JOB — Find the lines holding the string "that" in the data, then copy all of them.

━━━━━━━━━━━━━━━━━━━━━━━━━━━━━━

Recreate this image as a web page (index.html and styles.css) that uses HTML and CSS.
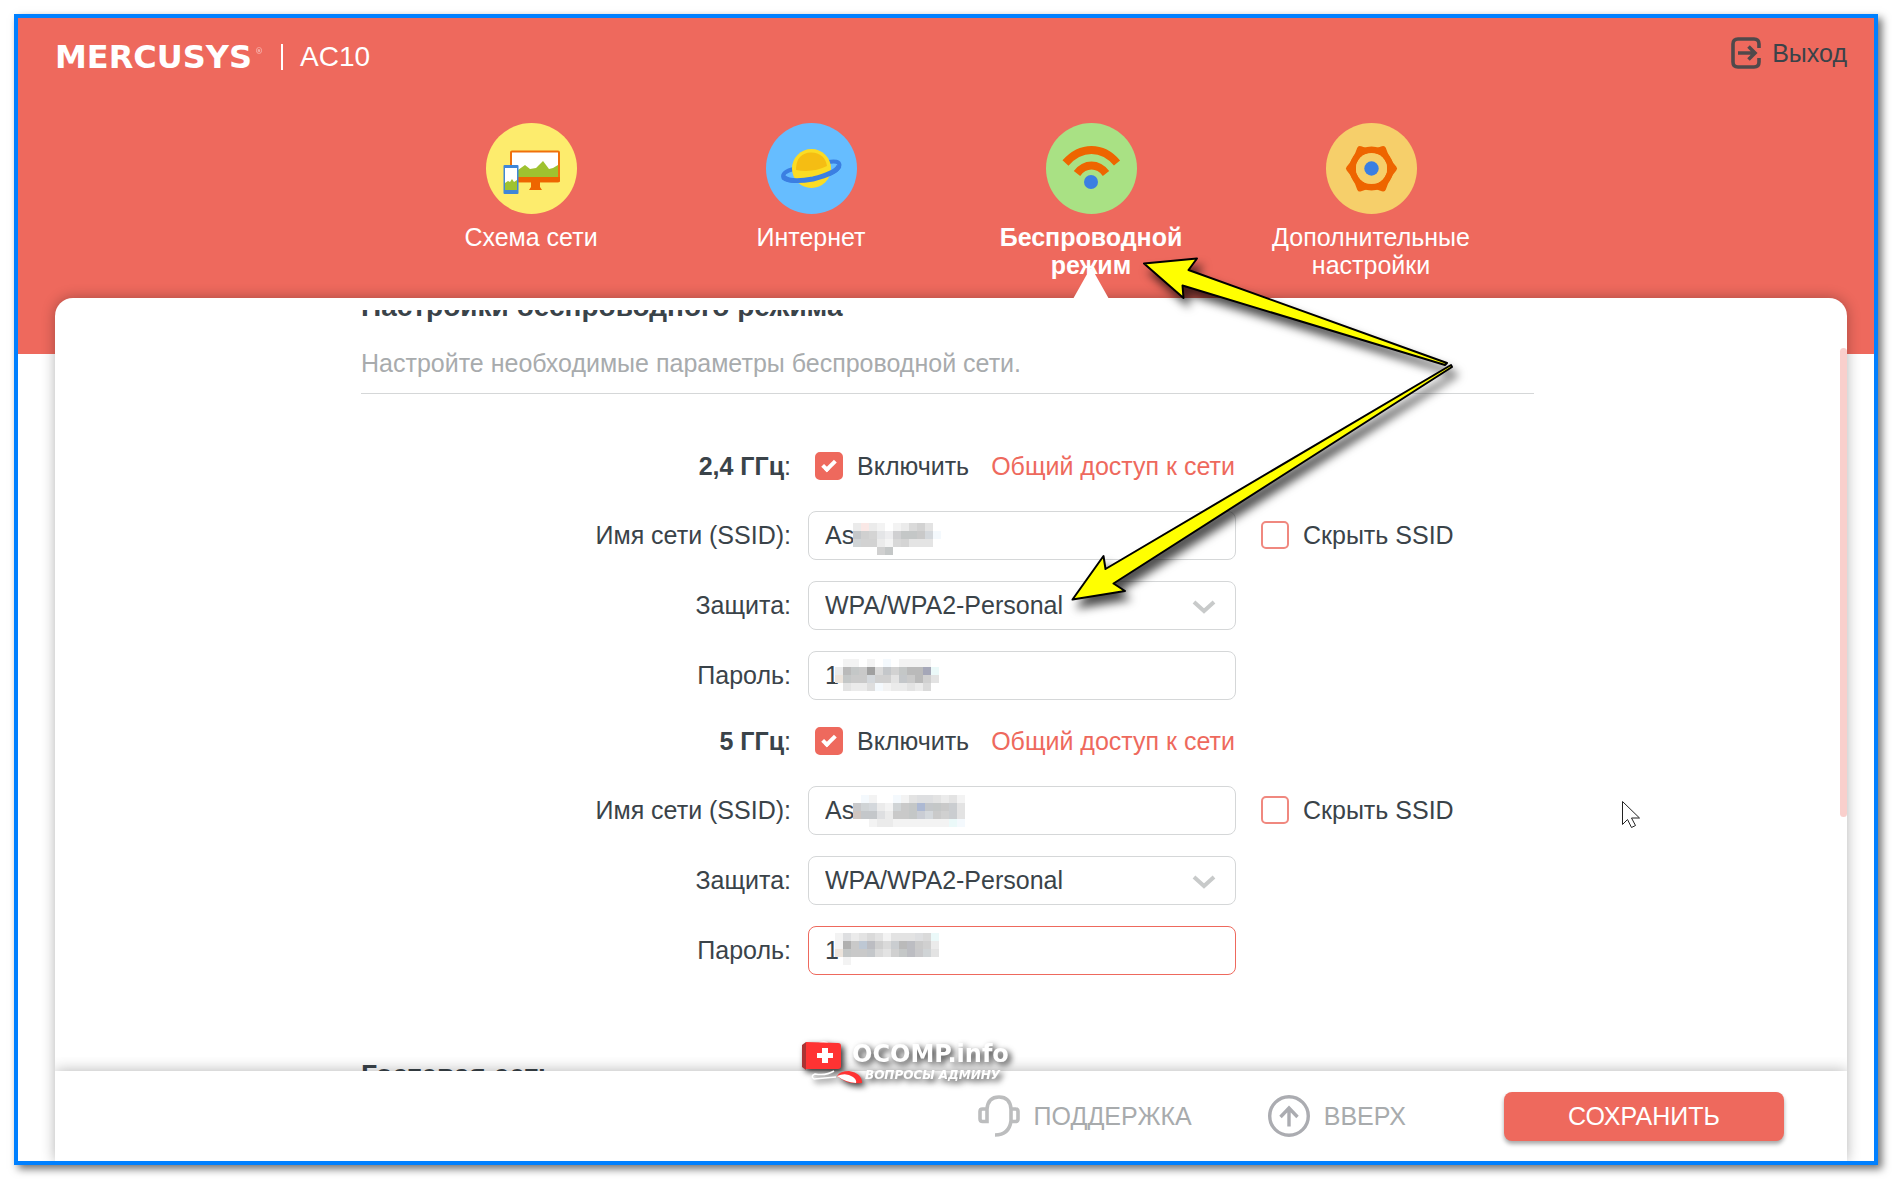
FILE: index.html
```
<!DOCTYPE html>
<html lang="ru">
<head>
    <meta charset="UTF-8">
    <meta name="viewport" content="width=device-width, initial-scale=1.0">
    <title>MERCUSYS AC10</title>
    <link rel="stylesheet" href="styles.css">
</head>
<body>
    <div class="frame">
        <header class="topbar">
            <div class="brand">
                <span class="logo">MERCUSYS<sup>®</sup></span>
                <span class="divider"></span>
                <span class="model">AC10</span>
            </div>
            <a class="logout" href="#">
                <svg width="30" height="32" viewBox="0 0 30 32" fill="none" stroke="#50494b" stroke-width="3.6">
                    <path d="M28 11V7q0-5-5-5H7Q2 2 2 7v18q0 5 5 5h16q5 0 5-5v-4"/>
                    <path d="M7 16h16M17.500 9.500L24 16l-6.500 6.500"/>
                </svg>
                Выход
            </a>
        </header>

        <nav class="menu">
            <a class="menu-item" href="#">
                <svg class="menu-icon" viewBox="0 0 91 91">
                    <circle cx="45.500" cy="45.500" r="45.500" fill="#fdec6d"/>
                    <rect x="25" y="28.500" width="48" height="30" rx="1" fill="#fff" stroke="#f0700c" stroke-width="2"/>
                    <path d="M26 54v-4l6-3 7-5 5 4 6-1 7-7 6 8 4-1 5-3v12z" fill="#9fc22f"/>
                    <path d="M24 54h50v4q0 1-2 1H54v5l2 3H43l2-3v-5H24z" fill="#ee6500"/>
                    <rect x="17.500" y="42" width="15" height="29" rx="1" fill="#3f86d8"/>
                    <rect x="19" y="45" width="12" height="22" fill="#fff"/>
                    <path d="M19 67v-7l3-2 2 1 2-3 2 3 3-2v10z" fill="#9fc22f"/>
                </svg>
                <span>Схема сети</span>
            </a>
            <a class="menu-item" href="#">
                <svg class="menu-icon" viewBox="0 0 91 91">
                    <circle cx="45.500" cy="45.500" r="45.500" fill="#66bdff"/>
                    <path d="M62 39Q73 37 73.500 42 73 50 50 55 24 61 17.500 55 15 49 28 46" fill="none" stroke="#3b7fe2" stroke-width="4"/>
                    <circle cx="45.500" cy="45.500" r="19.500" fill="#fbdc24"/>
                    <path d="M30 45Q31 30 45 29.500 59 30 61 43 47 50 30 47z" fill="#f5bd13"/>
                    <path d="M17.500 54Q24 60 47 56 70 50 73 43" fill="none" stroke="#3b7fe2" stroke-width="5"/>
                </svg>
                <span>Интернет</span>
            </a>
            <a class="menu-item active" href="#">
                <svg class="menu-icon" viewBox="0 0 91 91">
                    <circle cx="45.500" cy="45.500" r="45.500" fill="#a9e184"/>
                    <path d="M19.500 40Q31 27 45.500 27 60 27 71 40" fill="none" stroke="#ee6500" stroke-width="8"/>
                    <path d="M31 50.500Q37 42.500 45.500 42.500 54 42.500 60 50.500" fill="none" stroke="#ee6500" stroke-width="8"/>
                    <circle cx="45" cy="59" r="7" fill="#3b7fe2"/>
                </svg>
                <span>Беспроводной режим</span>
            </a>
            <a class="menu-item" href="#">
                <svg class="menu-icon" viewBox="0 0 91 91">
                    <circle cx="45.500" cy="45.500" r="45.500" fill="#f6cf6a"/>
                    <g fill="none" stroke="#ee6500">
                        <circle cx="45.500" cy="45.500" r="18.800" stroke-width="6.500"/>
                        <path d="M23 45.500Q30 38 34 26q11.500 5 23 0 4 12 11 19.500-7 8-11 20-11.500-5-23 0-4-12-11-20z" stroke-width="6" stroke-linejoin="round"/>
                    </g>
                    <circle cx="45.500" cy="45.500" r="15.500" fill="#f6cf6a"/>
                    <circle cx="45.500" cy="45.500" r="7.200" fill="#3b7fe2"/>
                </svg>
                <span>Дополнительные настройки</span>
            </a>
        </nav>

        <main class="panel">
            <div class="viewport">
                <form class="settings" id="wifi">
                    <h2>Настройки беспроводного режима</h2>
                    <p class="hint">Настройте необходимые параметры беспроводной сети.</p>

                    <div class="band">
                        <div class="row">
                            <span class="name"><b>2,4 ГГц</b>:</span>
                            <div class="enable">
                                <label class="check"><input type="checkbox" checked>Включить</label>
                                <a class="share" href="#">Общий доступ к сети</a>
                            </div>
                        </div>
                        <div class="row">
                            <label class="name" for="ssid24">Имя сети (SSID):</label>
                            <div class="field"><input class="box" id="ssid24" type="text" value="As"><svg class="mosaic" data-mosaic="ssid24"></svg></div>
                            <label class="check"><input type="checkbox">Скрыть SSID</label>
                        </div>
                        <div class="row">
                            <label class="name" for="sec24">Защита:</label>
                            <div class="field">
                                <select class="box" id="sec24"><option>WPA/WPA2-Personal</option></select>
                                <svg class="chevron" viewBox="0 0 24 14"><path d="M2 2l10 9L22 2"/></svg>
                            </div>
                        </div>
                        <div class="row">
                            <label class="name" for="pass24">Пароль:</label>
                            <div class="field"><input class="box" id="pass24" type="text" value="1"><svg class="mosaic" data-mosaic="pass24"></svg></div>
                        </div>
                    </div>

                    <div class="band">
                        <div class="row">
                            <span class="name"><b>5 ГГц</b>:</span>
                            <div class="enable">
                                <label class="check"><input type="checkbox" checked>Включить</label>
                                <a class="share" href="#">Общий доступ к сети</a>
                            </div>
                        </div>
                        <div class="row">
                            <label class="name" for="ssid5">Имя сети (SSID):</label>
                            <div class="field"><input class="box" id="ssid5" type="text" value="As"><svg class="mosaic" data-mosaic="ssid5"></svg></div>
                            <label class="check"><input type="checkbox">Скрыть SSID</label>
                        </div>
                        <div class="row">
                            <label class="name" for="sec5">Защита:</label>
                            <div class="field">
                                <select class="box" id="sec5"><option>WPA/WPA2-Personal</option></select>
                                <svg class="chevron" viewBox="0 0 24 14"><path d="M2 2l10 9L22 2"/></svg>
                            </div>
                        </div>
                        <div class="row">
                            <label class="name" for="pass5">Пароль:</label>
                            <div class="field"><input class="box current" id="pass5" type="text" value="1"><svg class="mosaic" data-mosaic="pass5"></svg></div>
                        </div>
                    </div>

                    <h2 class="next">Гостевая сеть</h2>
                </form>
            </div>

            <footer class="actions">
                <a class="action" href="#">
                    <svg width="42" height="42" viewBox="0 0 42 42" fill="none" stroke="#bcbdbe" stroke-width="3.600">
                        <path d="M9 14v12.500H4.500Q2 26.500 2 24v-7.500Q2 14 4.500 14H9Q10 2 21 2t12 12h4.500Q40 14 40 16.500V24q0 2.500-2.500 2.500H33V14M33 26q-2 14-16 14"/>
                    </svg>
                    ПОДДЕРЖКА
                </a>
                <a class="action" href="#">
                    <svg width="42" height="42" viewBox="0 0 42 42" fill="none" stroke="#abacb1" stroke-width="3.400">
                        <circle cx="21" cy="21" r="19.300"/>
                        <path d="M21 31.500V13M12.500 22L21 13l8.500 9"/>
                    </svg>
                    ВВЕРХ
                </a>
                <button class="save" type="submit" form="wifi">СОХРАНИТЬ</button>
            </footer>

            <span class="pointer"></span>
            <span class="thumb"></span>

            <svg class="arrows" width="420" height="380" viewBox="1063 250 420 380">
                <g fill="#ff0" stroke="#000" stroke-width="2" stroke-linejoin="round">
                    <path d="M1144 263.500L1197 258.500 1188.500 270 1447 363 1445 365 1182.500 285.500 1183.500 298z"/>
                    <path d="M1072.500 599.500L1103.500 556 1105.500 569 1451 365 1452 367 1113.500 583.500 1125 591z"/>
                </g>
            </svg>

            <div class="watermark">
                <svg width="62" height="44" viewBox="0 0 62 44">
                    <path d="M16 3Q22-1 27 3" fill="none" stroke="#fff" stroke-width="1.500"/>
                    <path d="M0 4l4-3v28l-4-3z" fill="#a33"/>
                    <path d="M4 1l32 1q3 0 3 3v20q0 3-3 3H4z" fill="#f33"/>
                    <path d="M20 7h6v5h5v5h-5v5h-6v-5h-5v-5h5z" fill="#fff"/>
                    <path d="M32 30Q24 35 13 33 8 35 12 38l22-2" fill="none" stroke="#fff" stroke-width="1.500"/>
                    <path d="M35 35Q38 30 47 30 60 32 60 42 45 44 35 35z" fill="#f33"/>
                    <path d="M35 35q9-4 16 1 4 3 3 6-11-1-19-7z" fill="#fff"/>
                </svg>
                <div class="wm-text">
                    <strong>OCOMP.info</strong>
                    <em>ВОПРОСЫ АДМИНУ</em>
                </div>
            </div>

            <svg class="cursor" width="18" height="28" viewBox="0 0 18 28">
                <path d="M.5 .5v23l5-5 4 8 4-2-4-7.500h8z" fill="#fff" stroke="#222"/>
            </svg>
        </main>
    </div>

    <script src="script.js"></script>
</body>
</html>
```
FILE: styles.css
```
* {
    box-sizing: border-box;
}

body {
    margin: 0;
    padding: 14px;
    height: 100vh;
    min-height: 700px;
    display: flex;
    background: #fff;
    color: #3a4349;
    font-family: "Liberation Sans", Arial, sans-serif;
    font-size: 25px;
    line-height: 28px;
}

a {
    color: inherit;
    text-decoration: none;
}

.frame {
    flex: 1;
    display: flex;
    flex-direction: column;
    min-width: 0;
    padding: 0 27px 0 37px;
    border: 4px solid #0080ff;
    background: linear-gradient(#ee695d 336px, #fff 336px);
    box-shadow: 4px 4px 8px rgba(0, 0, 0, 0.55);
    overflow: hidden;
}

/* header */
.topbar {
    display: flex;
    justify-content: space-between;
    height: 105px;
    padding-top: 18px;
}

.brand,
.logout {
    display: flex;
    align-items: center;
    height: 42px;
}

.brand {
    color: #fff;
    font-size: 28px;
}

.logo {
    width: 226px;
    font-family: "DejaVu Sans", sans-serif;
    font-weight: bold;
    font-size: 32px;
}

.logo sup {
    margin-left: 3px;
    font-size: 8px;
    line-height: 8px;
    vertical-align: 14px;
    opacity: 0.5;
}

.divider {
    width: 2px;
    height: 26px;
    margin-right: 17px;
    background: #fff;
}

.logout {
    gap: 11px;
    height: 34px;
}

/* main menu */
.menu {
    display: flex;
    justify-content: center;
    height: 175px;
    flex-shrink: 0;
}

.menu-item {
    width: 280px;
    padding: 0 30px;
    display: flex;
    flex-direction: column;
    align-items: center;
    gap: 9px;
    color: #fff;
    text-align: center;
}

.menu-icon {
    width: 91px;
    height: 91px;
}

.menu-item.active {
    font-weight: bold;
}

/* white sheet */
.panel {
    position: relative;
    flex: 1;
    min-height: 0;
    display: flex;
    flex-direction: column;
    padding-top: 12px;
    background: #fff;
    border-radius: 18px 18px 0 0;
    box-shadow: 0 0 14px rgba(0, 0, 0, 0.3);
}

.pointer {
    position: absolute;
    left: calc(50% + 122px);
    top: -31px;
    border: 18px solid transparent;
    border-top: 0;
    border-bottom: 32px solid #fff;
}

.thumb {
    position: absolute;
    right: 0;
    top: 50px;
    width: 7px;
    height: 469px;
    border-radius: 4px;
    background: #f9cfcc;
}

.viewport {
    flex: 1;
    min-height: 0;
    padding-right: 7px;
    overflow: hidden;
}

.settings {
    width: 1173px;
    max-width: 100%;
    margin: -19px auto 0;
}

h2 {
    margin: 0;
    font-size: 28px;
    line-height: 32px;
}

.hint {
    margin: 0 0 48px;
    padding: 26px 0 16px;
    border-bottom: 1px solid #d5d7d8;
    color: #a8abad;
}

.band {
    display: flex;
    flex-direction: column;
    gap: 21px;
    margin-bottom: 17px;
}

.band .row + .row {
    margin-top: -1px;
}

.row {
    display: flex;
    align-items: center;
    height: 50px;
}

.band .row:first-child {
    height: 48px;
}

.name {
    width: 430px;
    margin-right: 17px;
    text-align: right;
}

.field {
    position: relative;
    width: 428px;
    margin-right: 25px;
}

.box {
    display: block;
    width: 100%;
    height: 49px;
    padding: 0 16px;
    border: 1px solid #d5d7d8;
    border-radius: 8px;
    background: #fff;
    color: inherit;
    font: inherit;
    appearance: none;
    outline: none;
}

.box.current {
    border-color: #ee695d;
}

.chevron {
    position: absolute;
    right: 20px;
    top: 19px;
    width: 24px;
    height: 14px;
    fill: none;
    stroke: #c8caca;
    stroke-width: 4;
}

.mosaic {
    position: absolute;
    left: 27px;
    top: 4px;
    width: 140px;
    height: 40px;
}

.enable {
    display: flex;
    gap: 22px;
    padding-left: 7px;
}

.check {
    display: flex;
    align-items: center;
    gap: 14px;
}

.check input {
    width: 28px;
    height: 28px;
    margin: 0;
    appearance: none;
    border: 2px solid #f0887f;
    border-radius: 5px;
    display: grid;
    place-items: center;
}

.check input:checked {
    border-color: #ee695d;
    background: #ee695d;
}

.check input:checked::after {
    content: "";
    width: 10px;
    height: 4px;
    border-left: 4px solid #fff;
    border-bottom: 4px solid #fff;
    transform: rotate(-45deg) translate(1px, -1px);
}

.share {
    color: #ee695d;
}

.next {
    margin-top: 84px;
}

/* bottom bar */
.actions {
    display: flex;
    align-items: center;
    justify-content: flex-end;
    height: 90px;
    padding-right: 63px;
    background: #fff;
    box-shadow: 0 0 14px rgba(0, 0, 0, 0.3);
    clip-path: inset(-14px 0 0 0);
    z-index: 1;
}

.action {
    display: flex;
    align-items: center;
    gap: 14px;
    margin-right: 76px;
    color: #a8abad;
}

.action + .action {
    margin-right: 98px;
}

.save {
    width: 280px;
    height: 49px;
    border: 0;
    border-radius: 8px;
    background: #ee695d;
    box-shadow: 0 3px 4px rgba(0, 0, 0, 0.35);
    color: #fff;
    font: inherit;
}

/* marks lying over the page */
.arrows {
    position: absolute;
    left: calc(50% + 112px);
    top: -48px;
    z-index: 2;
    filter: drop-shadow(5px 8px 5px rgba(0, 0, 0, 0.7));
    pointer-events: none;
}

.watermark {
    position: absolute;
    left: calc(50% - 149px);
    bottom: 76px;
    z-index: 2;
    display: flex;
    filter: drop-shadow(3px 3px 3px rgba(0, 0, 0, 0.8));
    color: #fff;
    font-family: "DejaVu Sans", sans-serif;
}

.wm-text {
    display: flex;
    flex-direction: column;
    margin-left: -12px;
}

.wm-text strong {
    font-size: 24px;
    line-height: 26px;
}

.wm-text em {
    padding-left: 13px;
    font-size: 12px;
    line-height: 16px;
    font-weight: bold;
}

.cursor {
    position: absolute;
    right: 207px;
    top: 503px;
}
```
FILE: script.js
```
// colours of the blocks that cover the network names and passwords, 8px each
const mosaics = {
    ssid24: { x: 18, y: 8, rows: [
        "ebebeb fae8e6 ebebeb f3f3f3 - f3f3f3 ebebeb dadada d2d2d2 e3e3e3",
        "c4c7ca d0d0d0 d4d4d4 e4e5e7 ededef d0d0d2 c4c7c7 c4c7c7 c9c9c9 d4d8dc f4f9fd",
        "d0d4d6 d2d2d2 d2d2d2 ebebeb f4f4f4 d8d8d8 d4d4d4 e4e4e4 e4e4e4 e4e4e4",
        "- - - d0d0d0 c4c7c7"
    ] },
    pass24: { x: 0, y: 4, rows: [
        "- f3f3f3 f3f3f3 - f3f3f3 - f4f9fd - f3f3f3 f3f3f3 f3f3f3 f3f3f3",
        "ebebeb bababa c4c7c7 c9c9c9 a0a0a0 dadada c4c7ca d2d2d2 c4c7c7 bababa bababa a5a7b8 ebf9f9",
        "ece4dc c4c7c7 cacaca cacaca d4d8dc d0d0d0 d0d0d0 e3e3e3 c4c7ca cacaca bababa d0d0d0 e3e3e3",
        "- e3e3e3 ebebeb ebebeb dedede f4f9fd f3f3f3 ebebeb ebebeb e3e3e3 ebebeb dadada"
    ] },
    ssid5: { x: 18, y: 5, rows: [
        "- f4f9fd f3f3f3 - - f4f9fd f3f3f3 e3e3e3 dedfe1 dedfe1 e3e3e3 ebebeb e3e3e3 f3f3f3",
        "c9c9cb d0d4d6 d4d8dc ebebeb f3f3f3 d0d4d6 c9c9c9 c4c7c7 adb9d3 c4c7ca c4c7c7 c9c9c9 cacdd0 e3e3e3",
        "d0c6c1 c4c7ca c4c7ca dedfe1 ebebeb c9c9c9 c9c9c9 c4c7c7 cacdd4 d4d8dc cacaca d0d0d0 cacdd0 e3e3e3",
        "- - f3f3f3 ebebeb ebebeb f3f3f3 f3f3f3 f3f3f3 f3f3f3 f3f3f3 f3f3f3 f3f3f3 ebf9f9 f4f9fd"
    ] },
    pass5: { x: 0, y: 3, rows: [
        "f3f3f3 dedfe1 ebebeb e3e3e3 dadada e3e3e3 f3f3f3 e3e3e3 e3e3e3 e3e3e3 dedfe1 dadada ebf9f9",
        "f3f3f3 b0b0b0 c9c9c9 bec8d4 bcbdc2 cfcfcf dadada cacdd0 bababa bcbdc2 cacaca d0d0d0 ebebeb",
        "ece4dc c4c7c7 c9c9c9 c9c9c9 c4c7ca dadada e3e3e3 d0d0d0 c4c7c7 bcbdc2 c9c9cb d0d4d6 e3e3e3",
        "- f3f3f3"
    ] }
};

document.querySelectorAll("[data-mosaic]").forEach(svg => {
    const { x, y, rows } = mosaics[svg.dataset.mosaic];
    rows.forEach((row, r) => {
        row.split(" ").forEach((color, c) => {
            if (color === "-") return;
            const rect = document.createElementNS("http://www.w3.org/2000/svg", "rect");
            rect.setAttribute("x", x + c * 8);
            rect.setAttribute("y", y + r * 8);
            rect.setAttribute("width", 8);
            rect.setAttribute("height", 8);
            rect.setAttribute("fill", "#" + color);
            svg.appendChild(rect);
        });
    });
});
```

━━━━━━━━━━━━━━━━━━━━━━━━━━━━━━

THE SOLUTION —
Recreate this image as a web page (index.html and styles.css) that uses HTML and CSS.
// colours of the blocks that cover the network names and passwords, 8px each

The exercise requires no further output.